Pommes. (Pâte de) Pelez de belles reinettes ; ôtez-en les cœurs ; faites-les cuire à l’eau ; tirez-les, & les mettez à l’eau fraîche. Faites-les égoutter ensuite ; après quoi vous les presserez à travers un linge. Faites dessécher cette marmelade dans un poëlon sur le feu, en le remuant toujours avec une spatule ; & quand elle ne s’attachera plus, ôtez la poële du feu ; mettez-y du sucre ce qu’il en faut ; mêlez bien le tout. Dressez votre pâte sur des feuilles, ou des ardoises ; & faites sécher à l’étuve, comme les autres pâtes, & confitures séches. D’autres délaient cette marmelade dans le sucre cuit à la grande plume, autant de sucre que de marmelade, qu’on fait seulement frémir, & sécher ensuite dans des moules, comme nous venons de dire.

Pommes. (Syrop de) Pelez de belles & saines reinettes ; coupez-les par rouelles. Ayez du sucre en poudre, & mettez sur un plat, ou sur une terrine, de petits bâtons, sur lesquels vous ferez un lit de pommes & un lit de sucre, & successivement jusqu’à ce qu’il y en ait assez. Mettez cette terrine dans un lieu frais, pendant toute une nuit ; & le syrop en coulera, sans autre procédé.

Pommes. (Autre façons de faire le syrop de) Faites cuire des pommes en marmelade ; tirez-en le jus ; mettez-en une pinte dans un poëlon, avec du sucre ; faites cuire le tout jusqu’à ce que le syrop soit à perlé ; mettez-le en bouteilles, quand ce syrop sera refroidi.

Pommes tapées. Prenez de belles reinettes ; faites-leur de legeres entailles sur la peau. Mettez-les au four sur des claions, sur leur plat, à une chaleur douce.
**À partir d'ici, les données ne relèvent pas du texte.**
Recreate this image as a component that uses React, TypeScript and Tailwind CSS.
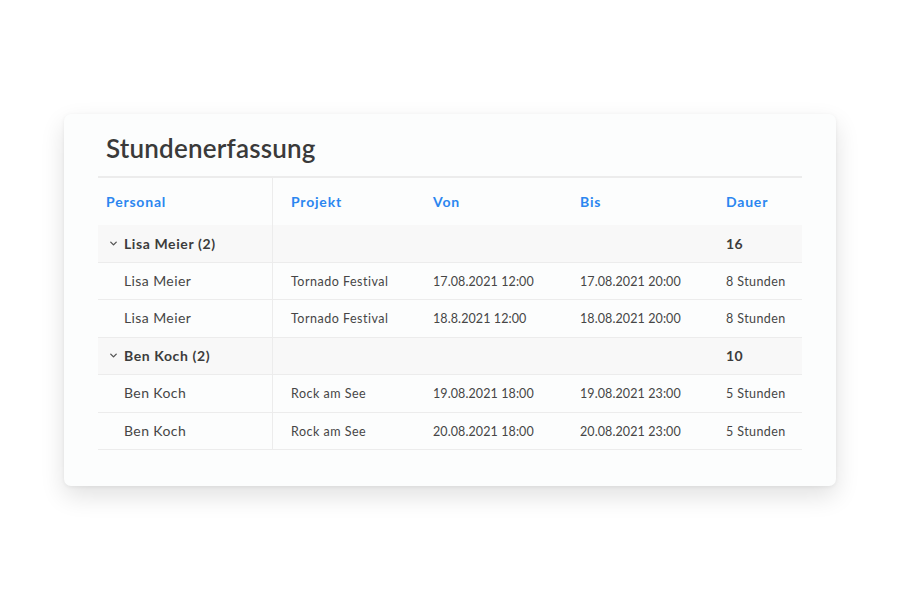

Poudrez-les de sucre, & les remettez au four : finissez de les sécher ; repoudrez-les encore de sucre, & les tenez quelque tems à l’étuve, & ensuite en lieu sec.

Pommes. (Tourte de) Prenez des pommes de reinettes, ou de calville ; coupez-les par la moitié ; pelez-les, & ôtez-en le cœur. Faites-les cuire dans une poële avec une quantité suffisante de sucre ; deux verres d’eau, un morceau de cannelle en bâton, quelques zestes de citron verd : couvrez la poële. Vos pommes étant cuites, & le syrop réduit, retirez-les, & les laissez refroidir. Faites une abaisse de pâte feuilletée ; foncez-en une tourtiere ; dressez-y vos pommes ; recouvrez d’une même abaisse ; dorez avec de l’œuf battu ; faites cuire au four, ou sous le couvercle de la tourtiere : étant cuite, glacez-la à l’ordinaire ; servez-la chaudement.

Observation médecinale.

Les pommes d’un bon acabit, & mûres, sont un aliment rafraîchissant, laxatif & nourrissant pour les bons estomacs. Mais il faut les avoir bien mâché, avec de les avaler ; avoir des sucs digestifs, fort actifs, & faire de l’exercice ; car s’il a passé de petites parties de pommes, sans être broyées ; qu’on ait l’estomac foible, froid, paresseux, & qu’on mene une vie sédentaire, ce fruit fermente, & donne des aigreurs, des vents. Les pommes, ont, en général, plus de goût ; sont plus saines, étant cuites : elles conviennent alors à un plus grand nombre de personnes ; elles sont laxatives, adoucissantes, faciles à digérer, & nourrissantes ; il y a cependant encore des gens qui sont obligés de s’en abstenir, parce qu’elles leur donnent des vents, des aigreurs ; on les permet à ceux qui sont convalescens, ou au régime : elles empêchent quelquefois la digestion du laitage.